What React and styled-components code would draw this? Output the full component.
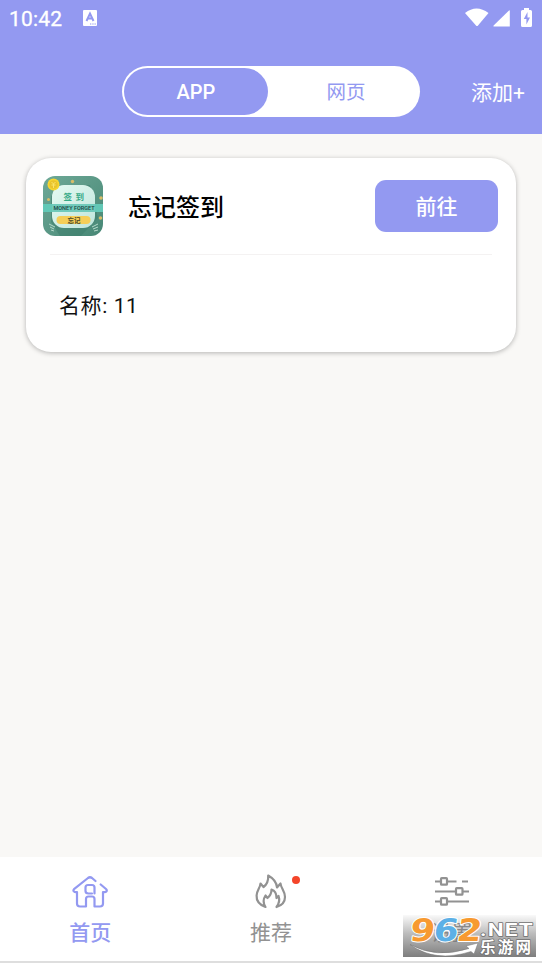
import React, { useState } from 'react';
import styled, { createGlobalStyle } from 'styled-components'

const purple = '#9399f1'

const GlobalStyle = createGlobalStyle`
    * {
        box-sizing: border-box;
    }

    body {
        margin: 0;
        background: #f9f8f6;
        font-family: Roboto, "Noto Sans CJK SC", sans-serif;
    }

    button {
        border: 0;
        padding: 0;
        background: none;
        font-family: inherit;
    }
`

const Screen = styled.div`
    position: relative;
    display: flex;
    flex-direction: column;
    width: 542px;
    height: 963px;
    overflow: hidden;
`

const Header = styled.header`
    flex: 0 0 134px;
    background: ${purple};
    color: #fff;
`

const StatusBar = styled.div`
    display: flex;
    align-items: center;
    height: 36px;
    padding: 0 8px 0 9px;
    font-size: 21px;
    line-height: 36px;

    time {
        width: 74px;
        padding-top: 2px;
        letter-spacing: 0.2px;
        -webkit-text-stroke: 0.3px #fff;
    }

    svg:last-child {
        margin-left: auto;
    }
`

const TopBar = styled.div`
    display: grid;
    grid-template-columns: 122px 298px 1fr;
    align-items: center;
    padding-top: 30px;
`

const Switcher = styled.div`
    grid-column: 2;
    display: flex;
    height: 51px;
    padding: 2px;
    border-radius: 26px;
    background: #fff;
`

const SwitchItem = styled.button`
    flex: 0 0 ${props => props.$width}px;
    height: 47px;
    padding-top: 2px;
    border-radius: 24px;
    background: ${props => props.$active ? purple : '#fff'};
    color: ${props => props.$active ? '#fff' : purple};
    font-size: ${props => props.$size}px;
    font-weight: ${props => props.$active ? 500 : 400};
    line-height: 45px;

    &:last-child {
        padding-left: 6px;
    }
`

const AddButton = styled.button`
    justify-self: end;
    padding: 2px 17px 0 0;
    color: #fff;
    font-size: 21px;
    line-height: 30px;
`

const Content = styled.main`
    flex: 1;
    padding: 24px 26px;
`

const Card = styled.section`
    height: 193.5px;
    border-radius: 25px;
    background: #fff;
    box-shadow: 0 1px 5px rgba(0, 0, 0, 0.28);
`

const CardHead = styled.div`
    display: flex;
    align-items: center;
    height: 97px;
    margin: 0 24px;
    border-bottom: 1px solid #f4f2f2;

    svg {
        flex: none;
        margin-left: -7px;
    }
`

const Title = styled.h1`
    flex: 1;
    margin: 4px 0 0 25px;
    color: #000;
    font-size: 24px;
    font-weight: 500;
    line-height: 34px;
`

const GoButton = styled.button`
    width: 123px;
    height: 52px;
    margin-right: -6px;
    padding-top: 2px;
    border-radius: 11px;
    background: ${purple};
    color: #fff;
    font-size: 21px;
    font-weight: 500;
    line-height: 50px;
`

const Detail = styled.p`
    margin: 0;
    padding: 34px 33px 0;
    color: #111;
    font-size: 21px;
    line-height: 34px;
    letter-spacing: 0.6px;
`

const TabBar = styled.nav`
    flex: 0 0 106px;
    display: grid;
    grid-template-columns: repeat(3, 1fr);
    border-bottom: 2px solid #dedede;
    background: #fff;
`

const TabItem = styled.button`
    display: flex;
    flex-direction: column;
    align-items: center;
    padding-top: 16px;
    color: ${props => props.$active ? purple : '#929292'};
    font-size: 21px;
    font-weight: ${props => props.$active ? 500 : 400};
    line-height: 30px;

    span {
        margin-top: 9px;
    }
`

const IconBox = styled.div`
    position: relative;
    width: 36px;
    height: 36px;

    svg {
        display: block;
    }
`

const Dot = styled.i`
    position: absolute;
    top: 3px;
    right: -11px;
    width: 8px;
    height: 8px;
    border-radius: 50%;
    background: #f4452a;
`

const Stamp = styled.svg`
    position: absolute;
    left: 403px;
    top: 915px;
    overflow: visible;
`

const InputIcon = () => (
    <svg width="14" height="16" viewBox="0 0 14 16">
        <rect width="14" height="16" rx="1" fill="#fff" />
        <path d="M3.5 11 7 3.5 10.5 11M5 8.5h4" fill="none" stroke={purple} strokeWidth="2" />
        <path d="M7 14h1.3M9.3 14h1.3M11.5 14h1.3" stroke={purple} />
    </svg>
)

const StatusIcons = () => (
    <svg width="69" height="22" viewBox="0 0 69 22" fill="#fff">
        <path d="M0 6Q11.5-3 23.5 6L13 18.5Q12 19.5 11 18.5Z" />
        <path d="M44 3.5Q44.800 2.800 44.800 4v15.500H29q-1.300 0-.4-.9Z" />
        <path d="M59 3V1h5v2h1.500q1.500 0 1.500 1.500v14q0 1.500-1.500 1.500h-8q-1.500 0-1.500-1.500v-14Q56 3 57.500 3Z" />
        <path d="M62.500 5 58.800 12h2.600v5.500l3.600-7h-2.500Z" fill={purple} />
    </svg>
)

const AppIcon = () => (
    <svg width="60" height="60" viewBox="0 0 60 60">
        <defs>
            <linearGradient id="iconBack" x2="1" y2="1">
                <stop stopColor="#6ea997" />
                <stop offset="1" stopColor="#478775" />
            </linearGradient>
            <linearGradient id="iconPlate" x2="1" y2="1">
                <stop stopColor="#e5faf2" />
                <stop offset="1" stopColor="#bfe5dc" />
            </linearGradient>
            <clipPath id="iconShape">
                <rect width="60" height="60" rx="12" />
            </clipPath>
        </defs>
        <g clipPath="url(#iconShape)">
            <rect width="60" height="60" fill="url(#iconBack)" />
            <path d="M8 20 22 9h25L55 42 38 60H17L8 46Z" fill="#397a68" opacity=".45" />
            <rect y="28" width="60" height="8" fill="#62c8b6" />
            <rect x="9" y="9" width="43" height="43" rx="12" fill="url(#iconPlate)" />
            <rect x="9" y="28" width="43" height="8" fill="#70cabb" />
            <text x="20.5" y="23.5" fontSize="8.5" fontWeight="700" fill="#35a986" letterSpacing="3.5">签到</text>
            <text x="10.5" y="34.3" textLength="41" lengthAdjust="spacingAndGlyphs" fontSize="6" fontWeight="500" fill="#17453f">MONEY FORGET</text>
            <rect x="13.5" y="40" width="34" height="8" rx="4" fill="#f5ce58" />
            <text x="24.5" y="46.5" fontSize="6.5" fontWeight="700" fill="#4b4928">忘记</text>
            <circle cx="10.5" cy="8.5" r="6" fill="#f6d62f" />
            <circle cx="10.5" cy="8.5" r="4.3" fill="#eac42c" />
            <path d="m8.500 6 2 2 2-2M10.500 8v4M8.500 9h4" fill="none" stroke="#f9e469" />
            <g fill="#d7bd68">
                <circle cx="29.5" cy="5.5" r="1.7" />
                <circle cx="5.5" cy="23.5" r="1.5" />
                <circle cx="58" cy="22" r="1.8" />
                <circle cx="57.5" cy="42" r="1.8" />
            </g>
            <path d="m6 48 6 3M7 51l4 2M8 54l3 1M55 48l-6 3M55 51l-5 2M55 54l-4 1" stroke="#b5d9cb" />
        </g>
    </svg>
)

const HomeIcon = () => (
    <svg width="36" height="36" viewBox="0 0 36 36" fill="none" stroke={purple} strokeWidth="2.2" strokeLinecap="round" strokeLinejoin="round">
        <path d="M23.5 8 20 5Q18 3.500 16 5L2 16.200Q.8 17.500 2 18.500q1 1 3 .5v11.500q0 3 3 3h6V26q0-2.500 2.500-2.500H20q2.500 0 2.500 2.500v7.500H28q3 0 3-3V19q2.500.5 3.300-.5 1-1.200-.3-2.500L28.700 11.500" />
        <path d="M20 20.500h-3.500q-3 0-3-2.500v-3.500q0-2.500 2.500-2.500h4q2.500 0 2.500 2.500V20.500" />
    </svg>
)

const FireIcon = () => (
    <svg width="36" height="36" viewBox="0 0 36 36" fill="none" stroke="#929292" strokeWidth="2.2" strokeLinejoin="round" strokeLinecap="round">
        <path d="M12.500 34C6 31.500 3.300 27 3.600 22.500 4 17 7 15.500 7.500 10.500L10.500 14C14.500 11 15.500 7.500 15.200 2.500 21.500 6 23.700 10 24 14.500L27.500 10.500C28 15.500 32 18 32 24 32 29 28.500 32.500 23.500 34 26.500 30 27 27 25.500 23L23.500 25C23.500 20.500 22 17.500 18.500 16.500 18.500 20 17.500 22.500 14.500 25L12.500 22.500C9.500 27 9.800 30 12.500 34Z" />
    </svg>
)

const SettingsIcon = () => (
    <svg width="36" height="36" viewBox="0 0 36 36" fill="none" stroke="#929292" strokeWidth="2.2">
        <path d="M1 8.500h6M13 8.500h9.500M28 8.500h6M1 18.500h20.500M28.500 18.500H35M1 28.500h6M13 28.500h22" />
        <rect x="7" y="5.2" width="6" height="6.5" rx=".8" />
        <rect x="22" y="15.2" width="6.5" height="6.5" rx=".8" />
        <rect x="7" y="25.2" width="6" height="6.5" rx=".8" />
    </svg>
)

const SiteStamp = () => (
    <Stamp width="133" height="42" viewBox="0 0 133 42">
        <defs>
            <linearGradient id="stampBack" x2="0" y2="1">
                <stop stopColor="#777" stopOpacity=".04" />
                <stop offset=".45" stopColor="#777" stopOpacity=".5" />
                <stop offset="1" stopColor="#777" stopOpacity=".95" />
            </linearGradient>
        </defs>
        <rect width="133" height="42" fill="url(#stampBack)" />
        <path d="M7 29.500Q33 44 66 33.500l-3-2.500 12-3-4 11-3-2.500Q32 48 7 29.500Z" fill="#fff" stroke="#777" strokeWidth=".5" />
        <g transform="translate(4.5 0) skewX(-8)" fontFamily="DejaVu Sans, sans-serif" fontWeight="700" fontSize="31" stroke="#fff" strokeWidth="2" paintOrder="stroke" strokeLinejoin="round">
            <text x="5" y="26" textLength="25" lengthAdjust="spacingAndGlyphs" fill="#f79a30">9</text>
            <text x="28.5" y="26" textLength="25" lengthAdjust="spacingAndGlyphs" fill="#5cb0e6">6</text>
            <text x="52" y="26" textLength="25" lengthAdjust="spacingAndGlyphs" fill="#f79a30">2</text>
        </g>
        <g fill="#fff" stroke="#707070" strokeWidth="1.5" paintOrder="stroke" strokeLinejoin="round">
            <text x="77" y="20.5" textLength="54" lengthAdjust="spacingAndGlyphs" fontFamily="Roboto, sans-serif" fontWeight="700" fontSize="19" letterSpacing="1">.NET</text>
            <text x="77" y="38" textLength="51" fontFamily="Noto Sans CJK SC, sans-serif" fontWeight="700" fontSize="15.5">乐游网</text>
        </g>
    </Stamp>
)

const tabs = [
    { name: '首页', Icon: HomeIcon },
    { name: '推荐', Icon: FireIcon, dot: true },
    { name: '设置', Icon: SettingsIcon },
]

const App = () => {
    const [mode, setMode] = useState('app')
    const [tab, setTab] = useState('首页')

    return (
        <>
            <GlobalStyle />
            <Screen>
                <Header>
                    <StatusBar>
                        <time>10:42</time>
                        <InputIcon />
                        <StatusIcons />
                    </StatusBar>
                    <TopBar>
                        <Switcher>
                            <SwitchItem $width={144} $size={20} $active={mode === 'app'} onClick={() => setMode('app')}>APP</SwitchItem>
                            <SwitchItem $width={150} $size={19.5} $active={mode === 'web'} onClick={() => setMode('web')}>网页</SwitchItem>
                        </Switcher>
                        <AddButton>添加+</AddButton>
                    </TopBar>
                </Header>
                <Content>
                    <Card>
                        <CardHead>
                            <AppIcon />
                            <Title>忘记签到</Title>
                            <GoButton>前往</GoButton>
                        </CardHead>
                        <Detail>名称: 11</Detail>
                    </Card>
                </Content>
                <TabBar>
                    {tabs.map(({ name, Icon, dot }) => (
                        <TabItem key={name} $active={tab === name} onClick={() => setTab(name)}>
                            <IconBox>
                                <Icon />
                                {dot && <Dot />}
                            </IconBox>
                            <span>{name}</span>
                        </TabItem>
                    ))}
                </TabBar>
                <SiteStamp />
            </Screen>
        </>
    )
}

export default App;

__REQUIRED WORK__: Everything from the first line to the line with "line-height: 36px;" must be repeated exactly, and nothing else. Leave the pictures out.

__RESPONSE__:
What React and styled-components code would draw this? Output the full component.
import React, { useState } from 'react';
import styled, { createGlobalStyle } from 'styled-components'

const purple = '#9399f1'

const GlobalStyle = createGlobalStyle`
    * {
        box-sizing: border-box;
    }

    body {
        margin: 0;
        background: #f9f8f6;
        font-family: Roboto, "Noto Sans CJK SC", sans-serif;
    }

    button {
        border: 0;
        padding: 0;
        background: none;
        font-family: inherit;
    }
`

const Screen = styled.div`
    position: relative;
    display: flex;
    flex-direction: column;
    width: 542px;
    height: 963px;
    overflow: hidden;
`

const Header = styled.header`
    flex: 0 0 134px;
    background: ${purple};
    color: #fff;
`

const StatusBar = styled.div`
    display: flex;
    align-items: center;
    height: 36px;
    padding: 0 8px 0 9px;
    font-size: 21px;
    line-height: 36px;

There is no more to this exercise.